STATED GOAL: Give every entry again, unchanged, and leave its images out.

Entries with page source code
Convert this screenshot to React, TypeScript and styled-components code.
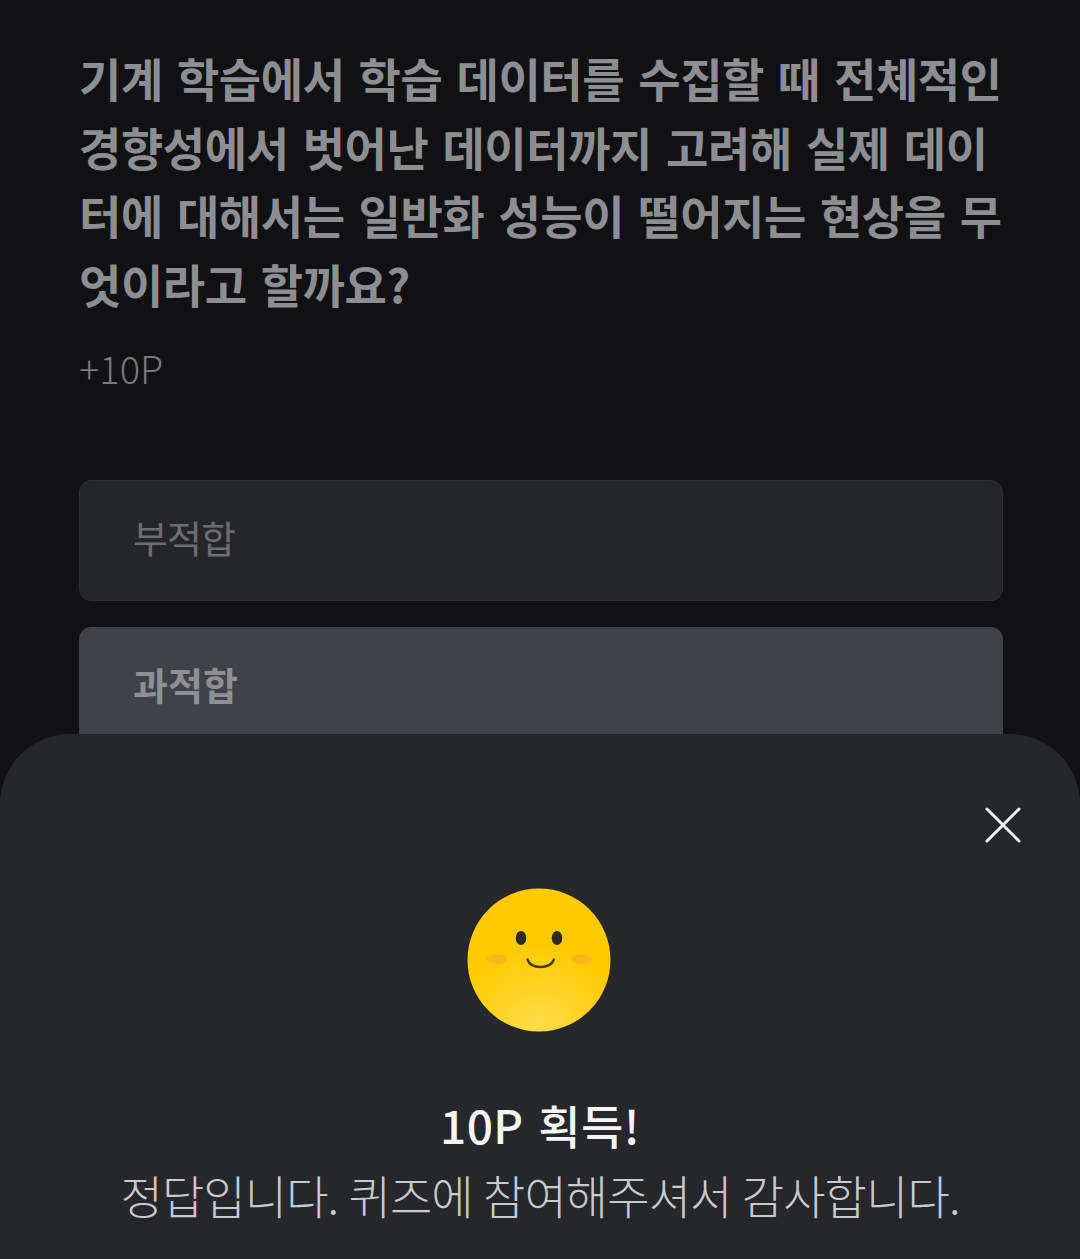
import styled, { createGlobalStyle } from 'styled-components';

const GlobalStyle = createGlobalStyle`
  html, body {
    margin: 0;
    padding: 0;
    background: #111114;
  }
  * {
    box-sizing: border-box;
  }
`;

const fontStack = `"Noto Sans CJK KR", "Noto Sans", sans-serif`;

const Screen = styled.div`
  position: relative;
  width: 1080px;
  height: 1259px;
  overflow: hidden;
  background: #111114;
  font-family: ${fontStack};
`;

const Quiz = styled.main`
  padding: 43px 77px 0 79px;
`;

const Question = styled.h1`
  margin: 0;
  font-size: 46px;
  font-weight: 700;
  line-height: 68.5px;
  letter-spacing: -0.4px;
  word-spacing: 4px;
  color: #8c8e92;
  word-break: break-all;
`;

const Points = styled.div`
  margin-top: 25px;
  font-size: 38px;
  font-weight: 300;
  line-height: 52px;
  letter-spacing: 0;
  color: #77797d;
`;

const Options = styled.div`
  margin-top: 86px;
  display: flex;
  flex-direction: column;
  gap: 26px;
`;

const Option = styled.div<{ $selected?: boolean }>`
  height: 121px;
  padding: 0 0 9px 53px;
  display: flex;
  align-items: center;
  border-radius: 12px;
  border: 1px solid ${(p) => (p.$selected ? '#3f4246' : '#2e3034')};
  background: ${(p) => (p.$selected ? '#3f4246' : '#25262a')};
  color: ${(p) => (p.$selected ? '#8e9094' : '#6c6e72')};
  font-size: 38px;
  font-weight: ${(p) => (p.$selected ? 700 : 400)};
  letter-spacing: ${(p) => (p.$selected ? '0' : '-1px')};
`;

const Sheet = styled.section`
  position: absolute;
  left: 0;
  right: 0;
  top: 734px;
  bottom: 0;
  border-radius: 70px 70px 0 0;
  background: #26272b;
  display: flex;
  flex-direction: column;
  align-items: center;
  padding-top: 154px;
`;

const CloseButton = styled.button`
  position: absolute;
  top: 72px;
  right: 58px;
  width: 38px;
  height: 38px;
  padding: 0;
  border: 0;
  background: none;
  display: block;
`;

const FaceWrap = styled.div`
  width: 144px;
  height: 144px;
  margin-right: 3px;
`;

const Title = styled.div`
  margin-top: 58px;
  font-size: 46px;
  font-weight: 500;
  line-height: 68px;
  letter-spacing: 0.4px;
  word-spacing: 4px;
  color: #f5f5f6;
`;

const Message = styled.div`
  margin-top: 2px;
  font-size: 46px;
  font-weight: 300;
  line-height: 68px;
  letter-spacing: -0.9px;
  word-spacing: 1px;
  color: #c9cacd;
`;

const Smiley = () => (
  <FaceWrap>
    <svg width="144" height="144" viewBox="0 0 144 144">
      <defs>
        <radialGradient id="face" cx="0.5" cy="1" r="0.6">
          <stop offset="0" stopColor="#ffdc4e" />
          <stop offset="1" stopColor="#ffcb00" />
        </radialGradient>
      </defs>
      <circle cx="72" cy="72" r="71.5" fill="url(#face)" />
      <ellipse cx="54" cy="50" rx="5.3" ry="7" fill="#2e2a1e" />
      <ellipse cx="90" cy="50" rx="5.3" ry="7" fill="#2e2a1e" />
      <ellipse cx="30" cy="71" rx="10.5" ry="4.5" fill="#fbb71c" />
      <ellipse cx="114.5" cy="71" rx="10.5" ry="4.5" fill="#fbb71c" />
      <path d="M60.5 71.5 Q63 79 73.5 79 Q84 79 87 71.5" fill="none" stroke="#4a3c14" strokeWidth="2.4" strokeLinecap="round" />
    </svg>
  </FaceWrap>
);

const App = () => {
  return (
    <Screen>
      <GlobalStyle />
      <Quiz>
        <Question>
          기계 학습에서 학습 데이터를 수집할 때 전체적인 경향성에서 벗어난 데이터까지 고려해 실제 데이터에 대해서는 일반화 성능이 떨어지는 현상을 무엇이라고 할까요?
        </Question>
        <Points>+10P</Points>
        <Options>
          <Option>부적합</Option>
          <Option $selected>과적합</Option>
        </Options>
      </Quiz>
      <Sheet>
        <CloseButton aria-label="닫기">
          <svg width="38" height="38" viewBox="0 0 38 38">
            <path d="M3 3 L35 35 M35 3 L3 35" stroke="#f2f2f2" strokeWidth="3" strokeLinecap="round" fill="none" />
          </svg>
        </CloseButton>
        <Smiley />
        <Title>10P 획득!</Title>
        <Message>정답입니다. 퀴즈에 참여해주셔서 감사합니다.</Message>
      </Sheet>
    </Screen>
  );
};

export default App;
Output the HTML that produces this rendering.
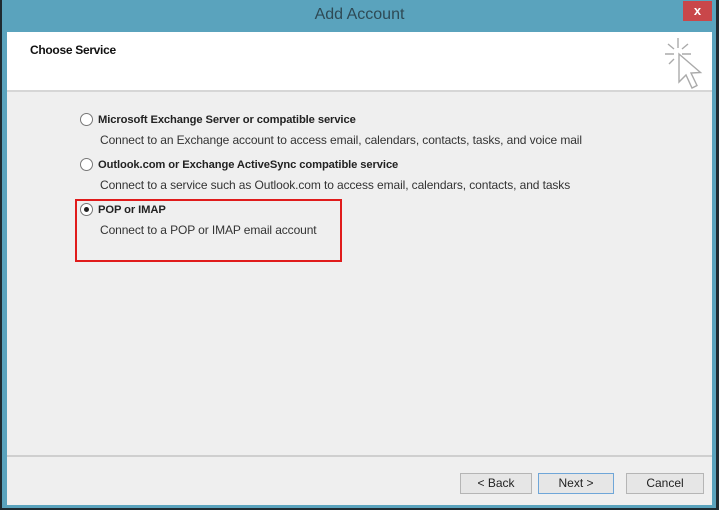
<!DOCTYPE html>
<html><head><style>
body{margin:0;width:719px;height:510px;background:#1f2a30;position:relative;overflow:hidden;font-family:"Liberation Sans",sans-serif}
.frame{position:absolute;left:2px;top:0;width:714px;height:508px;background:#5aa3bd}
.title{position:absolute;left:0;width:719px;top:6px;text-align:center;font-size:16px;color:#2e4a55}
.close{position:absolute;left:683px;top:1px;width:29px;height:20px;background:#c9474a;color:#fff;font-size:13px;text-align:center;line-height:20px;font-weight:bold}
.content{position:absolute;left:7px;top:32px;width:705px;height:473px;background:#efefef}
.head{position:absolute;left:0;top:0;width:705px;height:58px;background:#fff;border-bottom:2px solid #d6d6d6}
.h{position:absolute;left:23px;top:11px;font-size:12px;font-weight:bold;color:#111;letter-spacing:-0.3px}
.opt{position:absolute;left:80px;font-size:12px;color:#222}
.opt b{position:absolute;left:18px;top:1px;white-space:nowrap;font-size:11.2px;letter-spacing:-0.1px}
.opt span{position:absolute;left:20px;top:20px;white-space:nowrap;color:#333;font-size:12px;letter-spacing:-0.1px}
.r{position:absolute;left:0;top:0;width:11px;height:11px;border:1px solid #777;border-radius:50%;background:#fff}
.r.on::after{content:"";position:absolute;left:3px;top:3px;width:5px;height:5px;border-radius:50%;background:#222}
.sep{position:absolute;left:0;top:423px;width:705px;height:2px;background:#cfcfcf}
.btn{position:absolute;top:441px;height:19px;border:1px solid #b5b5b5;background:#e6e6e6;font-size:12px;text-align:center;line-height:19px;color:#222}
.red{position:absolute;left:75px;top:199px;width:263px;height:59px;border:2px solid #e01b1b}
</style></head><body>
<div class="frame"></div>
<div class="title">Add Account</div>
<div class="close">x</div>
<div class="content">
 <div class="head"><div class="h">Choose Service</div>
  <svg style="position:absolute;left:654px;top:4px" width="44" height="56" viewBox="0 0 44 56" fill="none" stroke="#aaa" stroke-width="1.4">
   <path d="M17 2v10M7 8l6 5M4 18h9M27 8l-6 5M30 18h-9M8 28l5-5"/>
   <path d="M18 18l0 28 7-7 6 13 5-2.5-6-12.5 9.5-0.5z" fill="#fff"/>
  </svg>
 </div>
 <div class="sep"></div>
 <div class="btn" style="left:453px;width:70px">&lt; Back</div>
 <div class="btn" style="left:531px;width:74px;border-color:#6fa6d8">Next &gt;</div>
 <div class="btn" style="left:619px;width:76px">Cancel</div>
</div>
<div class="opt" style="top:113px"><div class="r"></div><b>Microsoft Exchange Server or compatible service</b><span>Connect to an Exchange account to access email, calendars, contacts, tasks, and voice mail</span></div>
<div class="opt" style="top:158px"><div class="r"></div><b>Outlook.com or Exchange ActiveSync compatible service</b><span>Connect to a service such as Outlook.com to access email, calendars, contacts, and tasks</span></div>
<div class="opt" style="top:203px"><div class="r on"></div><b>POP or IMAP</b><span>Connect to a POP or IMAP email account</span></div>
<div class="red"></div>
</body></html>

RESPONSE BELOW:
Convert this screenshot to React, TypeScript and styled-components code.
import styled, { createGlobalStyle } from 'styled-components';

const GlobalStyle = createGlobalStyle`
  html, body {
    margin: 0;
    padding: 0;
    background: #111114;
  }
  * {
    box-sizing: border-box;
  }
`;

const fontStack = `"Noto Sans CJK KR", "Noto Sans", sans-serif`;

const Screen = styled.div`
  position: relative;
  width: 1080px;
  height: 1259px;
  overflow: hidden;
  background: #111114;
  font-family: ${fontStack};
`;

const Quiz = styled.main`
  padding: 43px 77px 0 79px;
`;

const Question = styled.h1`
  margin: 0;
  font-size: 46px;
  font-weight: 700;
  line-height: 68.5px;
  letter-spacing: -0.4px;
  word-spacing: 4px;
  color: #8c8e92;
  word-break: break-all;
`;

const Points = styled.div`
  margin-top: 25px;
  font-size: 38px;
  font-weight: 300;
  line-height: 52px;
  letter-spacing: 0;
  color: #77797d;
`;

const Options = styled.div`
  margin-top: 86px;
  display: flex;
  flex-direction: column;
  gap: 26px;
`;

const Option = styled.div<{ $selected?: boolean }>`
  height: 121px;
  padding: 0 0 9px 53px;
  display: flex;
  align-items: center;
  border-radius: 12px;
  border: 1px solid ${(p) => (p.$selected ? '#3f4246' : '#2e3034')};
  background: ${(p) => (p.$selected ? '#3f4246' : '#25262a')};
  color: ${(p) => (p.$selected ? '#8e9094' : '#6c6e72')};
  font-size: 38px;
  font-weight: ${(p) => (p.$selected ? 700 : 400)};
  letter-spacing: ${(p) => (p.$selected ? '0' : '-1px')};
`;

const Sheet = styled.section`
  position: absolute;
  left: 0;
  right: 0;
  top: 734px;
  bottom: 0;
  border-radius: 70px 70px 0 0;
  background: #26272b;
  display: flex;
  flex-direction: column;
  align-items: center;
  padding-top: 154px;
`;

const CloseButton = styled.button`
  position: absolute;
  top: 72px;
  right: 58px;
  width: 38px;
  height: 38px;
  padding: 0;
  border: 0;
  background: none;
  display: block;
`;

const FaceWrap = styled.div`
  width: 144px;
  height: 144px;
  margin-right: 3px;
`;

const Title = styled.div`
  margin-top: 58px;
  font-size: 46px;
  font-weight: 500;
  line-height: 68px;
  letter-spacing: 0.4px;
  word-spacing: 4px;
  color: #f5f5f6;
`;

const Message = styled.div`
  margin-top: 2px;
  font-size: 46px;
  font-weight: 300;
  line-height: 68px;
  letter-spacing: -0.9px;
  word-spacing: 1px;
  color: #c9cacd;
`;

const Smiley = () => (
  <FaceWrap>
    <svg width="144" height="144" viewBox="0 0 144 144">
      <defs>
        <radialGradient id="face" cx="0.5" cy="1" r="0.6">
          <stop offset="0" stopColor="#ffdc4e" />
          <stop offset="1" stopColor="#ffcb00" />
        </radialGradient>
      </defs>
      <circle cx="72" cy="72" r="71.5" fill="url(#face)" />
      <ellipse cx="54" cy="50" rx="5.3" ry="7" fill="#2e2a1e" />
      <ellipse cx="90" cy="50" rx="5.3" ry="7" fill="#2e2a1e" />
      <ellipse cx="30" cy="71" rx="10.5" ry="4.5" fill="#fbb71c" />
      <ellipse cx="114.5" cy="71" rx="10.5" ry="4.5" fill="#fbb71c" />
      <path d="M60.5 71.5 Q63 79 73.5 79 Q84 79 87 71.5" fill="none" stroke="#4a3c14" strokeWidth="2.4" strokeLinecap="round" />
    </svg>
  </FaceWrap>
);

const App = () => {
  return (
    <Screen>
      <GlobalStyle />
      <Quiz>
        <Question>
          기계 학습에서 학습 데이터를 수집할 때 전체적인 경향성에서 벗어난 데이터까지 고려해 실제 데이터에 대해서는 일반화 성능이 떨어지는 현상을 무엇이라고 할까요?
        </Question>
        <Points>+10P</Points>
        <Options>
          <Option>부적합</Option>
          <Option $selected>과적합</Option>
        </Options>
      </Quiz>
      <Sheet>
        <CloseButton aria-label="닫기">
          <svg width="38" height="38" viewBox="0 0 38 38">
            <path d="M3 3 L35 35 M35 3 L3 35" stroke="#f2f2f2" strokeWidth="3" strokeLinecap="round" fill="none" />
          </svg>
        </CloseButton>
        <Smiley />
        <Title>10P 획득!</Title>
        <Message>정답입니다. 퀴즈에 참여해주셔서 감사합니다.</Message>
      </Sheet>
    </Screen>
  );
};

export default App;
Output the HTML that produces this rendering.
<!DOCTYPE html>
<html><head><style>
body{margin:0;width:719px;height:510px;background:#1f2a30;position:relative;overflow:hidden;font-family:"Liberation Sans",sans-serif}
.frame{position:absolute;left:2px;top:0;width:714px;height:508px;background:#5aa3bd}
.title{position:absolute;left:0;width:719px;top:6px;text-align:center;font-size:16px;color:#2e4a55}
.close{position:absolute;left:683px;top:1px;width:29px;height:20px;background:#c9474a;color:#fff;font-size:13px;text-align:center;line-height:20px;font-weight:bold}
.content{position:absolute;left:7px;top:32px;width:705px;height:473px;background:#efefef}
.head{position:absolute;left:0;top:0;width:705px;height:58px;background:#fff;border-bottom:2px solid #d6d6d6}
.h{position:absolute;left:23px;top:11px;font-size:12px;font-weight:bold;color:#111;letter-spacing:-0.3px}
.opt{position:absolute;left:80px;font-size:12px;color:#222}
.opt b{position:absolute;left:18px;top:1px;white-space:nowrap;font-size:11.2px;letter-spacing:-0.1px}
.opt span{position:absolute;left:20px;top:20px;white-space:nowrap;color:#333;font-size:12px;letter-spacing:-0.1px}
.r{position:absolute;left:0;top:0;width:11px;height:11px;border:1px solid #777;border-radius:50%;background:#fff}
.r.on::after{content:"";position:absolute;left:3px;top:3px;width:5px;height:5px;border-radius:50%;background:#222}
.sep{position:absolute;left:0;top:423px;width:705px;height:2px;background:#cfcfcf}
.btn{position:absolute;top:441px;height:19px;border:1px solid #b5b5b5;background:#e6e6e6;font-size:12px;text-align:center;line-height:19px;color:#222}
.red{position:absolute;left:75px;top:199px;width:263px;height:59px;border:2px solid #e01b1b}
</style></head><body>
<div class="frame"></div>
<div class="title">Add Account</div>
<div class="close">x</div>
<div class="content">
 <div class="head"><div class="h">Choose Service</div>
  <svg style="position:absolute;left:654px;top:4px" width="44" height="56" viewBox="0 0 44 56" fill="none" stroke="#aaa" stroke-width="1.4">
   <path d="M17 2v10M7 8l6 5M4 18h9M27 8l-6 5M30 18h-9M8 28l5-5"/>
   <path d="M18 18l0 28 7-7 6 13 5-2.5-6-12.5 9.5-0.5z" fill="#fff"/>
  </svg>
 </div>
 <div class="sep"></div>
 <div class="btn" style="left:453px;width:70px">&lt; Back</div>
 <div class="btn" style="left:531px;width:74px;border-color:#6fa6d8">Next &gt;</div>
 <div class="btn" style="left:619px;width:76px">Cancel</div>
</div>
<div class="opt" style="top:113px"><div class="r"></div><b>Microsoft Exchange Server or compatible service</b><span>Connect to an Exchange account to access email, calendars, contacts, tasks, and voice mail</span></div>
<div class="opt" style="top:158px"><div class="r"></div><b>Outlook.com or Exchange ActiveSync compatible service</b><span>Connect to a service such as Outlook.com to access email, calendars, contacts, and tasks</span></div>
<div class="opt" style="top:203px"><div class="r on"></div><b>POP or IMAP</b><span>Connect to a POP or IMAP email account</span></div>
<div class="red"></div>
</body></html>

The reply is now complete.